You might remember today’s interviewee Sam Lawson from the interview we did about his project The Yu-Yi Band back in August. Well, I recently had the chance to pick his brain once again, this time about a band of his whose music a bit more straightforward in nature. I’m talking, of course, about Knave, the post-hardcore five-piece he fronts. We talked about their 2017 début EP, the inspirations behind their music, and the general plans he and his bandmates have for the outfit in the future, among other assorted topics.


Everything Is Noise: How would you describe Knave to someone who has never heard of you guys?

Sam Lawson: A bunch of Neil Young fanatics with access to distortion pedals? I don’t know, good question! A friend once said our live shows were ‘like being grabbed by either side of the face and forced to remember all of the worst things that ever happened to you’, I liked that.

 

EIN: Your début EP Songs for Quiet Consideration was released last year. Tell me a bit about the recording process.

SL: Well, we recorded at the college that Max (guitar) had attended, recording at colleges and whatever isn’t what I’d usually opt for, but it ended up working in our favour. It lends itself to the naive tone of that album, which we like a lot in retrospect. We demoed all of the material in our own time and then took it in there and recorded it, luckily they had the piano in-house which allowed us to add some more layers and textures to the songs. All the lead vocals were mostly recorded in the dark, so that I didn’t have to be concerned with how I was moving or appearing whilst getting the takes; we wanted them to be really intense takes. Our friends James and Karum from Hypophora as well as one of my oldest buddies Finn Jensen helped record the rhythm section parts

 

EIN: Aside from the music, I really like that EP’s cover artwork. Who did that?

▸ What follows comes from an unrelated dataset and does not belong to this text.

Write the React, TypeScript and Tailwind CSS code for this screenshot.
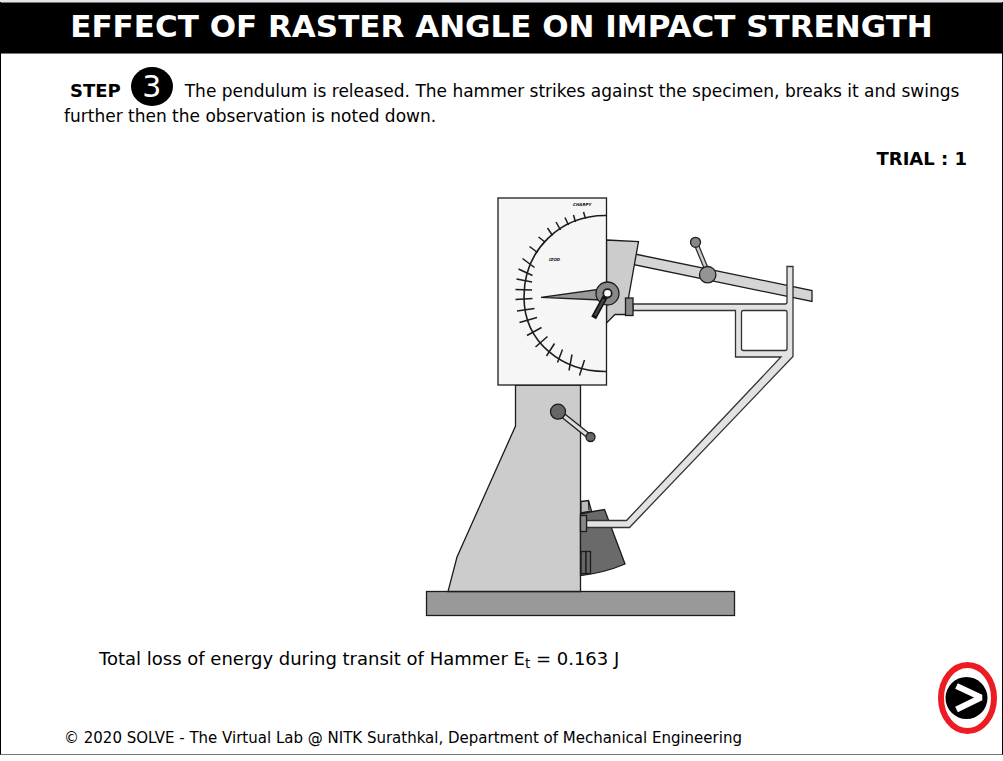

SL: Hazel Boxall, she’s an artist from around where I live. She’s done some other designs for me as well in The Yu-Yi Band that we used to promote a single recently. She’s great, her Instagram is @pfg7000. We’re not gonna be using that sort of style of art any more for our covers or designs, she did it better than we could have asked for so, we’re gonna do some other stuff.

 

EIN: What inspired you initially to play this kind of music?

SL: I think I was in a rut generally, at that time For The Oracle was just becoming a huge chore to be in, something like twelve members from all over the country writing one song per 6 months. I just really wanted to be in a band like Alexisonfire or Thursday, I was getting really obsessed with emo music too, Midwest and even revival stuff. Plus the things that were happening to me in my life at that time wouldn’t have made for good FTO lyrics.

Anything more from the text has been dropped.